CG63960 - Business Asset Disposal Relief: office responsible

Entrepreneurs’ Relief was renamed in Finance Act 2020 with effect from 6 April 2020. The new name is generally used in this guidance but should be read as applying to times before that date.

The office dealing with the tax affairs of a person claiming Business Asset Disposal Relief may need to consult other offices in the following circumstances -

  • Where there is a disposal of shares it may be necessary to consider if the company in which the shares were held was a trading company or the holding company of a trading group - see CG64060+. The office that deals with the tax return of the company concerned is responsible for confirming whether the company is a trading company or the holding company of a trading group.

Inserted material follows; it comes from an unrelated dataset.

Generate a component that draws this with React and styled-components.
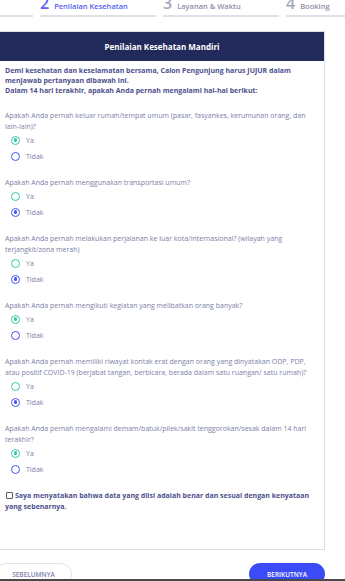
import React from "react";
import styled, { createGlobalStyle } from "styled-components";

const GlobalStyle = createGlobalStyle`
  html, body {
    margin: 0;
    padding: 0;
    background: #ffffff;
    overflow: hidden;
    font-family: "Open Sans", "Liberation Sans", sans-serif;
  }
`;

const questions = [
    {
        text: "Apakah Anda pernah keluar rumah/tempat umum (pasar, fasyankes, kerumunan orang, dan lain-lain)?",
        answer: "ya",
    },
    {
        text: "Apakah Anda pernah menggunakan transportasi umum?",
        answer: "tidak",
    },
    {
        text: "Apakah Anda pernah melakukan perjalanan ke luar kota/internasional? (wilayah yang terjangkit/zona merah)",
        answer: "tidak",
    },
    {
        text: "Apakah Anda pernah mengikuti kegiatan yang melibatkan orang banyak?",
        answer: "ya",
    },
    {
        text: "Apakah Anda pernah memiliki riwayat kontak erat dengan orang yang dinyatakan ODP, PDP, atau positif COVID-19 (berjabat tangan, berbicara, berada dalam satu ruangan/ satu rumah)?",
        answer: "tidak",
    },
    {
        text: "Apakah Anda pernah mengalami demam/batuk/pilek/sakit tenggorokan/sesak dalam 14 hari terakhir?",
        answer: "ya",
    },
];

const steps = [
    { num: 1, label: "Data Diri" },
    { num: 2, label: "Penilaian Kesehatan", active: true },
    { num: 3, label: "Layanan & Waktu" },
    { num: 4, label: "Booking" },
];

function App() {
    return (
        <>
            <GlobalStyle />
            <Page>
                <Stepper>
                    {steps.map((s) => (
                        <Step key={s.num}>
                            <StepNum $active={s.active}>{s.num}</StepNum>
                            <StepLabel $active={s.active}>{s.label}</StepLabel>
                        </Step>
                    ))}
                </Stepper>

                <Card>
                    <CardHeader>Penilaian Kesehatan Mandiri</CardHeader>
                    <CardBody>
                        <Intro>
                            Demi kesehatan dan keselamatan bersama, Calon Pengunjung harus JUJUR dalam
                            menjawab pertanyaan dibawah ini.
                            <br />
                            Dalam 14 hari terakhir, apakah Anda pernah mengalami hal-hal berikut:
                        </Intro>

                        {questions.map((q, i) => (
                            <Question key={i}>
                                <QuestionText>{q.text}</QuestionText>
                                <RadioRow>
                                    <Radio $color="#34c8a8" $checked={q.answer === "ya"} />
                                    <RadioLabel>Ya</RadioLabel>
                                </RadioRow>
                                <RadioRow>
                                    <Radio $color="#4454f0" $checked={q.answer === "tidak"} />
                                    <RadioLabel>Tidak</RadioLabel>
                                </RadioRow>
                            </Question>
                        ))}

                        <Agreement>
                            <CheckBox />
                            Saya menyatakan bahwa data yang diisi adalah benar dan sesuai dengan kenyataan
                            yang sebenarnya.
                        </Agreement>
                    </CardBody>
                </Card>

                <Actions>
                    <PrevButton>Sebelumnya</PrevButton>
                    <NextButton>Berikutnya</NextButton>
                </Actions>
            </Page>
            <FooterEdge />
        </>
    );
}

const Page = styled.div`
    width: 345px;
    padding-right: 20px;
    box-sizing: border-box;
`

const Stepper = styled.div`
    display: flex;
    gap: 7px;
    margin-top: -5px;
    margin-left: -83px;
`

const Step = styled.div`
    flex: 0 0 116px;
    display: flex;
    align-items: baseline;
    gap: 5px;
    padding-bottom: 4px;
    border-bottom: 2px solid #dfe0ea;
    white-space: nowrap;
`

const StepNum = styled.span`
    font-size: 16px;
    line-height: 16px;
    font-weight: 600;
    color: ${(p) => (p.$active ? "#5a66f2" : "#a3a5b8")};
`

const StepLabel = styled.span`
    font-size: 7.5px;
    font-weight: 600;
    color: ${(p) => (p.$active ? "#5560ee" : "#8d8fa6")};
`

const Card = styled.div`
    margin-top: 14px;
    width: 325px;
    box-sizing: border-box;
    border: 1px solid #dcdde6;
    border-left: none;
`

const CardHeader = styled.div`
    height: 29px;
    background: #222a5c;
    color: #ffffff;
    font-size: 8px;
    font-weight: 700;
    display: flex;
    align-items: center;
    justify-content: center;
`

const CardBody = styled.div`
    padding: 5px 10px 37px 5px;
`

const Intro = styled.p`
    margin: 0 0 14px;
    font-size: 7px;
    line-height: 10px;
    font-weight: 700;
    color: #4d508e;
`

const Question = styled.div`
    margin-bottom: 13px;
`

const QuestionText = styled.p`
    margin: 0;
    font-size: 7px;
    line-height: 11px;
    color: #7d80a8;
`

const RadioRow = styled.div`
    display: flex;
    align-items: center;
    height: 16px;
    gap: 6px;
    padding-left: 6px;
`

const Radio = styled.span`
    width: 9px;
    height: 9px;
    box-sizing: border-box;
    border-radius: 50%;
    border: 1.4px solid ${(p) => p.$color};
    display: flex;
    align-items: center;
    justify-content: center;

    &::after {
        content: "";
        display: ${(p) => (p.$checked ? "block" : "none")};
        width: 3.4px;
        height: 3.4px;
        border-radius: 50%;
        background: ${(p) => p.$color};
    }
`

const RadioLabel = styled.span`
    font-size: 7px;
    color: #7d80a8;
`

const Agreement = styled.p`
    margin: 0;
    font-size: 7px;
    line-height: 11px;
    font-weight: 700;
    color: #4d508e;
`

const CheckBox = styled.span`
    display: inline-block;
    width: 5px;
    height: 5px;
    border: 1px solid #5a5a6a;
    border-radius: 1px;
    margin: 0 2px 0 1px;
    vertical-align: -1px;
`

const Actions = styled.div`
    width: 325px;
    margin-top: 13px;
    display: flex;
    justify-content: space-between;
`

const PillButton = styled.button`
    height: 22px;
    border-radius: 11px;
    font-family: "Open Sans", "Liberation Sans", sans-serif;
    font-size: 6.5px;
    font-weight: 600;
    text-transform: uppercase;
    padding: 0;
    cursor: pointer;
`

const PrevButton = styled(PillButton)`
    width: 77px;
    margin-left: -5px;
    background: #ffffff;
    border: 1px solid #e3e3ec;
    color: #7b7eb0;
`

const NextButton = styled(PillButton)`
    width: 76px;
    background: #3b4cf6;
    border: none;
    color: #ffffff;
`

const FooterEdge = styled.div`
    position: fixed;
    left: 0;
    right: 0;
    bottom: 0;
    height: 2px;
    background: #4a4a4a;
`

export default App;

A CTCG Specialist in Local Compliance (Large and Complex) or the Large Business Service CTCG Specialist should be consulted in cases of uncertainty.

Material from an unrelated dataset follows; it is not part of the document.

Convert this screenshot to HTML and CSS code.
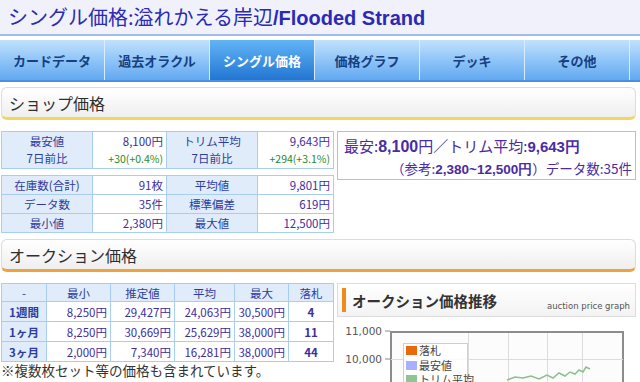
FILE: index.html
```html
<!DOCTYPE html>
<html lang="ja">
<head>
<meta charset="utf-8">
<title>シングル価格</title>
<link rel="stylesheet" href="styles.css">
</head>
<body>
<header class="title"><h1>シングル価格:溢れかえる岸辺<span class="en">/Flooded Strand</span></h1></header>
<nav class="tabs">
  <a class="tab">カードデータ</a>
  <a class="tab">過去オラクル</a>
  <a class="tab active">シングル価格</a>
  <a class="tab">価格グラフ</a>
  <a class="tab">デッキ</a>
  <a class="tab">その他</a>
  <span class="tab-rest"></span>
</nav>

<div class="sec-head shop-head"><h2>ショップ価格</h2></div>
<div class="shop">
  <div class="shop-tables">
    <table class="grid t1">
      <colgroup><col class="c1"><col class="c2"><col class="c3"><col class="c4"></colgroup>
      <tr>
        <th>最安値<br>7日前比</th>
        <td>8,100円<br><span class="up">+30(+0.4%)</span></td>
        <th>トリム平均<br>7日前比</th>
        <td>9,643円<br><span class="up">+294(+3.1%)</span></td>
      </tr>
    </table>
    <table class="grid t2">
      <colgroup><col class="c1"><col class="c2"><col class="c3"><col class="c4"></colgroup>
      <tr><th>在庫数(合計)</th><td>91枚</td><th>平均値</th><td>9,801円</td></tr>
      <tr><th>データ数</th><td>35件</td><th>標準偏差</th><td>619円</td></tr>
      <tr><th>最小値</th><td>2,380円</td><th>最大値</th><td>12,500円</td></tr>
    </table>
  </div>
  <div class="summary">
    <p class="sum1">最安:<b class="big">8,100</b>円／トリム平均:<b>9,643円</b></p>
    <p class="sum2">（参考:<b>2,380~12,500円</b>）データ数:35件</p>
  </div>
</div>

<div class="sec-head auc-head"><h2>オークション価格</h2></div>
<div class="auction">
  <div class="auc-left">
    <table class="grid t3">
      <colgroup><col class="a1"><col class="a2"><col class="a3"><col class="a4"><col class="a5"><col class="a6"></colgroup>
      <tr class="hd"><th>-</th><th>最小</th><th>推定値</th><th>平均</th><th>最大</th><th>落札</th></tr>
      <tr><th class="per">1週間</th><td>8,250円</td><td>29,427円</td><td>24,063円</td><td>30,500円</td><td class="cnt">4</td></tr>
      <tr><th class="per">1ヶ月</th><td>8,250円</td><td>30,669円</td><td>25,629円</td><td>38,000円</td><td class="cnt">11</td></tr>
      <tr><th class="per">3ヶ月</th><td>2,000円</td><td>7,340円</td><td>16,281円</td><td>38,000円</td><td class="cnt">44</td></tr>
    </table>
    <p class="note">※複数枚セット等の価格も含まれています。</p>
  </div>
  <div class="graph">
    <div class="graph-head">
      <span class="bar"></span>
      <h3>オークション価格推移</h3>
      <span class="sub">auction price graph</span>
    </div>
    <svg class="chart" width="299" height="70" viewBox="0 0 299 70">
      <text x="45" y="18" class="ax" text-anchor="end">11,000</text>
      <text x="45" y="46" class="ax" text-anchor="end">10,000</text>
      <line x1="48" y1="14" x2="53" y2="14" stroke="#888"/>
      <line x1="48" y1="42" x2="53" y2="42" stroke="#888"/>
      <rect x="54" y="15" width="232" height="70" fill="#fcfcfd" stroke="#8c8c8c" stroke-width="2"/>
      <g stroke="#dcdcdc" stroke-width="1">
        <line x1="54" y1="42.5" x2="286" y2="42.5"/>
        <line x1="131.5" y1="16" x2="131.5" y2="70"/>
        <line x1="171.5" y1="16" x2="171.5" y2="70"/>
        <line x1="210.5" y1="16" x2="210.5" y2="70"/>
        <line x1="245.5" y1="16" x2="245.5" y2="70"/>
      </g>
      <polyline points="112,60 116,55 120,54 124,56" fill="none" stroke="#c8d8c0" stroke-width="1.5"/>
      <polyline points="170,63 178,60 186,61 194,59 202,62 210,58 216,61 222,56 228,59 233,55 238,57 242,53 246,55 249,50 253,52" fill="none" stroke="#8cc08c" stroke-width="1.5"/>
      <rect x="66.5" y="26.5" width="64" height="50" fill="#fff" fill-opacity="0.85" stroke="#cfcfcf"/>
      <rect x="69" y="29" width="11" height="9" fill="#e8680c"/>
      <text x="82" y="38" class="lg">落札</text>
      <rect x="69" y="44" width="11" height="9" fill="#aab0ff"/>
      <text x="82" y="53" class="lg">最安値</text>
      <rect x="69" y="58" width="11" height="9" fill="#90c490"/>
      <text x="82" y="67" class="lg">トリム平均</text>
    </svg>
  </div>
</div>
</body>
</html>
```
FILE: styles.css
```css
* { box-sizing: border-box; }
html, body { margin: 0; padding: 0; }
body {
  width: 640px;
  height: 382px;
  overflow: hidden;
  background: #fff;
  color: #333;
  font-family: "Noto Sans CJK JP", "Noto Sans", sans-serif;
}

/* title */
.title {
  height: 36px;
  background: #f0f1fb;
  border-bottom: 2px solid #a2bbe8;
  padding-left: 8px;
}
.title h1 {
  margin: 0;
  font-size: 20px;
  font-weight: normal;
  line-height: 34px;
  color: #2a2ab4;
  white-space: nowrap;
}
.title .en {
  font-family: "Liberation Sans", Arial, sans-serif;
  font-weight: bold;
}

/* tabs */
.tabs {
  display: flex;
  margin-top: 4px;
  height: 42px;
  background: linear-gradient(#c2e1fd, #8fc5f8 50%, #62a8f0);
  border-bottom: 2px solid #4a90e2;
}
.tab {
  width: 105px;
  display: flex;
  align-items: center;
  justify-content: center;
  font-size: 13px;
  font-weight: bold;
  color: #173e80;
  border-right: 1px solid #d8edff;
}
.tab.active {
  background: linear-gradient(#62b4f6, #2276d2);
  color: #fff;
}
.tab-rest { flex: 1; }

/* section heads */
.sec-head {
  margin: 5px 4px 0 1px;
  height: 33px;
  border: 1px solid #dcdcdc;
  border-radius: 6px;
  background: linear-gradient(#ffffff, #efefef);
  padding-left: 7px;
  display: flex;
  align-items: center;
}
.sec-head h2 {
  margin: 0;
  font-size: 16px;
  font-weight: normal;
  color: #2e2e2e;
}
.shop-head { border-bottom: 3px solid #f4d75a; }
.auc-head { border-bottom: 3px solid #f0a23c; margin-top: 6px; }

/* shop */
.shop {
  display: flex;
  gap: 4px;
  margin-top: 11px;
  padding-left: 1px;
}
.shop-tables {
  width: 332px;
  display: flex;
  flex-direction: column;
  gap: 6px;
}
.grid {
  border-collapse: collapse;
  table-layout: fixed;
  width: 332px;
  font-size: 11.5px;
}
.grid th, .grid td {
  border: 1px solid #a9cdf0;
  padding: 0 3px;
  height: 19px;
  line-height: 16px;
  white-space: nowrap;
}
.grid th {
  background: #e1ecfa;
  color: #2c3c9e;
  font-weight: normal;
  text-align: center;
}
.grid td {
  color: #3d2d9e;
  text-align: right;
}
.t1 th, .t1 td { height: 37px; line-height: 17px; }
.t1 .up { color: #2a8a2a; font-size: 10.5px; }
.c1 { width: 91px; } .c2 { width: 74px; } .c3 { width: 91px; } .c4 { width: 76px; }

.summary {
  width: 299px;
  height: 49px;
  border: 1px solid #aac2ea;
  padding: 3px 3px 0 6px;
  color: #4b2ba2;
}
.summary p { margin: 0; white-space: nowrap; }
.sum1 { font-size: 15px; line-height: 22px; }
.sum1 b { font-family: "Liberation Sans", Arial, sans-serif; }
.sum1 .big { font-size: 16px; }
.sum2 { font-size: 13.5px; line-height: 20px; text-align: right; }
.sum2 b { font-family: "Liberation Sans", Arial, sans-serif; }

/* auction */
.auction {
  display: flex;
  gap: 4px;
  margin-top: 11px;
  padding-left: 1px;
}
.auc-left { width: 332px; }
.t3 th, .t3 td { height: 20px; }
.t3 .hd th { height: 18px; }
.t3 .per { font-weight: bold; }
.t3 .cnt { text-align: center; font-weight: bold; }
.a1 { width: 45px; } .a2 { width: 64px; } .a3 { width: 64px; }
.a4 { width: 60px; } .a5 { width: 54px; } .a6 { width: 45px; }
.note {
  margin: 0;
  font-size: 13.5px;
  line-height: 17px;
  color: #333;
  white-space: nowrap;
}

.graph { width: 299px; }
.graph-head {
  height: 34px;
  border: 1px solid #dddddd;
  background: linear-gradient(#ffffff, #f3f3f3);
  display: flex;
  align-items: center;
  padding-left: 4px;
}
.graph-head .bar {
  width: 4px;
  height: 24px;
  background: #f08a1c;
  margin-right: 6px;
}
.graph-head h3 {
  margin: 0;
  font-size: 14.5px;
  font-weight: bold;
  color: #333;
}
.graph-head .sub {
  margin-left: auto;
  margin-right: 5px;
  align-self: flex-end;
  margin-bottom: 5px;
  font-family: "DejaVu Sans", sans-serif;
  font-size: 8.5px;
  color: #555;
}
.chart { display: block; }
.chart .ax { font-family: "DejaVu Sans", sans-serif; font-size: 10.5px; fill: #555; }
.chart .lg { font-family: "Noto Sans CJK JP", sans-serif; font-size: 11px; fill: #444; }
```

  • Where the question is whether a person has the requisite interest in the ordinary share capital and voting rights of a company to make it their ‘personal company’, see CG64050, the office that deals with the tax return of the company is similarly responsible for answering this question.

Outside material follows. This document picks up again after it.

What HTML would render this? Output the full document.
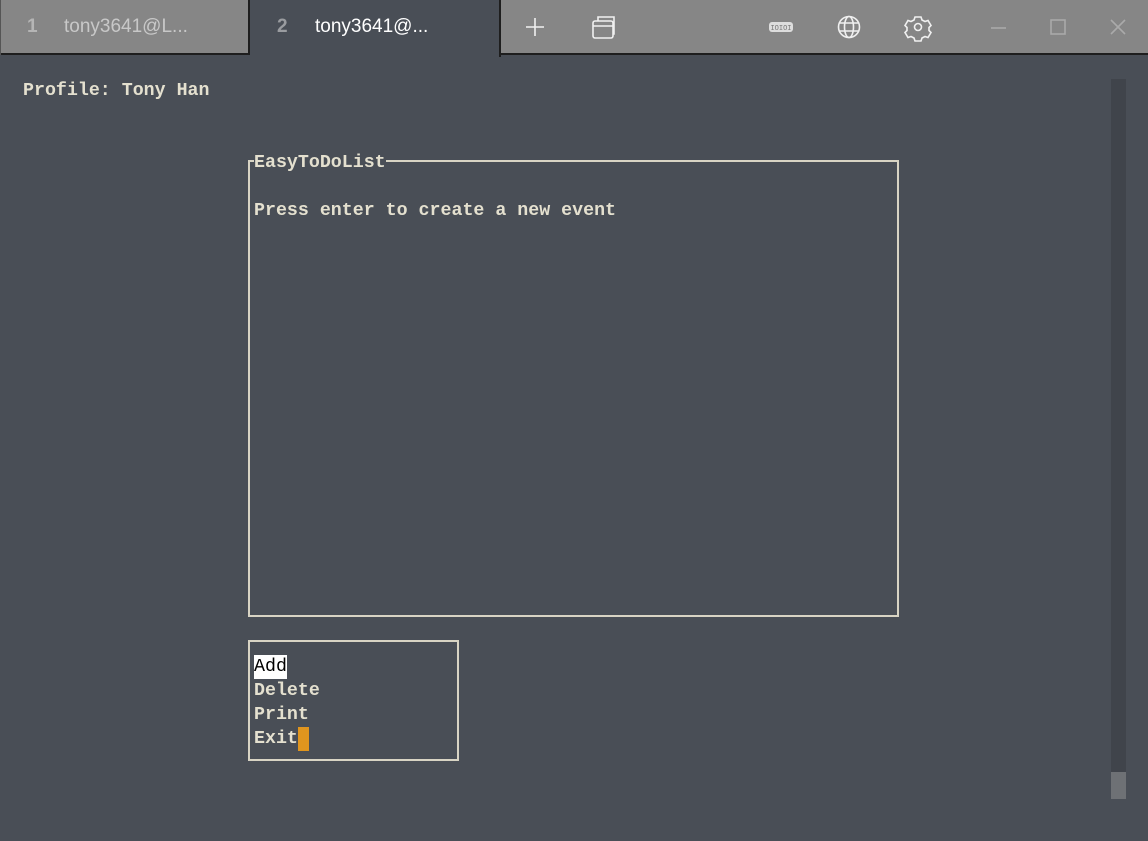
<!DOCTYPE html>
<html><head><meta charset="utf-8"><style>
*{margin:0;padding:0;box-sizing:border-box}
body{width:1148px;height:841px;background:#494e56;overflow:hidden;position:relative;font-family:"Liberation Sans",sans-serif}
.bar{position:absolute;left:0;top:0;width:1148px;height:55px;background:#868686;border-bottom:2px solid #1e1e1e}
.tab1{position:absolute;left:0;top:0;width:250px;height:55px;border-right:2px solid #1e1e1e;border-left:1px solid #555}
.tab2{position:absolute;left:250px;top:0;width:251px;height:57px;background:#494e56;border-right:2px solid #1e1e1e}
.t{position:absolute;top:16px;font-size:19px}
.mono{font-family:"Liberation Mono",monospace;font-weight:bold;font-size:18.3px;color:#e4e0cf;position:absolute;white-space:pre;line-height:24px}
.hl{position:absolute;background:#d8d4c4}
</style></head><body>
<div class="bar"></div>
<div class="tab1"><span class="t" style="left:26px;color:#b5b5b5;font-weight:bold">1</span><span class="t" style="left:63px;color:#c8c8c8">tony3641@L...</span></div>
<div class="tab2"><span class="t" style="left:27px;color:#9a9ca0;font-weight:bold">2</span><span class="t" style="left:65px;color:#fff">tony3641@...</span></div>
<svg style="position:absolute;left:0;top:0" width="1148" height="55" fill="none" stroke="#f0f0f0" stroke-width="1.6">
<path d="M526 27h18M535 18v18"/>
<rect x="593" y="21" width="20" height="17" rx="2"/><path d="M593 26h20M598 21v-4h16v17h-1"/>
<rect x="769" y="22" width="24" height="10" rx="3" fill="#ddd" stroke="none"/>
<text x="781" y="30" font-size="7" fill="#777" stroke="none" text-anchor="middle" font-family="Liberation Mono">IOIOI</text>
<circle cx="849" cy="27" r="10.5"/><ellipse cx="849" cy="27" rx="4.5" ry="10.5"/><path d="M839 23h20M839 31h20"/>
<circle cx="918" cy="27" r="3.5"/><path d="M915 17h6l1 3 3 1.5 3-1 3 5-2 2v3l2 2-3 5-3-1-3 1.5-1 3h-6l-1-3-3-1.5-3 1-3-5 2-2v-3l-2-2 3-5 3 1 3-1.5z"/>
<path d="M991 28h15" stroke="#aaa"/><rect x="1051" y="20" width="14" height="14" stroke="#aaa"/><path d="M1111 20l14 14M1125 20l-14 14" stroke="#aaa"/>
</svg>
<div class="mono" style="left:23px;top:79px">Profile: Tony Han</div>
<div class="hl" style="left:248px;top:160px;width:2px;height:457px"></div>
<div class="hl" style="left:897px;top:160px;width:2px;height:457px"></div>
<div class="hl" style="left:386px;top:160px;width:513px;height:2px"></div>
<div class="hl" style="left:248px;top:160px;width:6px;height:2px"></div>
<div class="hl" style="left:248px;top:615px;width:651px;height:2px"></div>
<div class="mono" style="left:254px;top:151px">EasyToDoList</div>
<div class="mono" style="left:254px;top:199px">Press enter to create a new event</div>
<div class="hl" style="left:248px;top:640px;width:211px;height:2px"></div>
<div class="hl" style="left:248px;top:759px;width:211px;height:2px"></div>
<div class="hl" style="left:248px;top:640px;width:2px;height:121px"></div>
<div class="hl" style="left:457px;top:640px;width:2px;height:121px"></div>
<div style="position:absolute;left:254px;top:655px;width:33px;height:24px;background:#fff"></div>
<div class="mono" style="left:254px;top:655px;color:#000;font-weight:normal">Add</div>
<div class="mono" style="left:254px;top:679px">Delete</div>
<div class="mono" style="left:254px;top:703px">Print</div>
<div class="mono" style="left:254px;top:727px">Exit</div>
<div style="position:absolute;left:298px;top:727px;width:11px;height:24px;background:#e0951e"></div>
<div style="position:absolute;left:1111px;top:79px;width:15px;height:720px;background:#40444b"></div>
<div style="position:absolute;left:1111px;top:772px;width:15px;height:27px;background:#6e7175"></div>
</body></html>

  • Trustees may dispose of an asset other than shares, where qualifying status depends on the asset being used for the purposes of a trade carried by a qualifying beneficiary. That question should be addressed by the office that deals with the tax return of the business carried on by the qualifying beneficiary.
  • Relief due on a disposal by trustees will count towards a qualifying beneficiary’s lifetime limit. The office dealing with the individual is responsible for confirming the amount of relief available within the lifetime limit.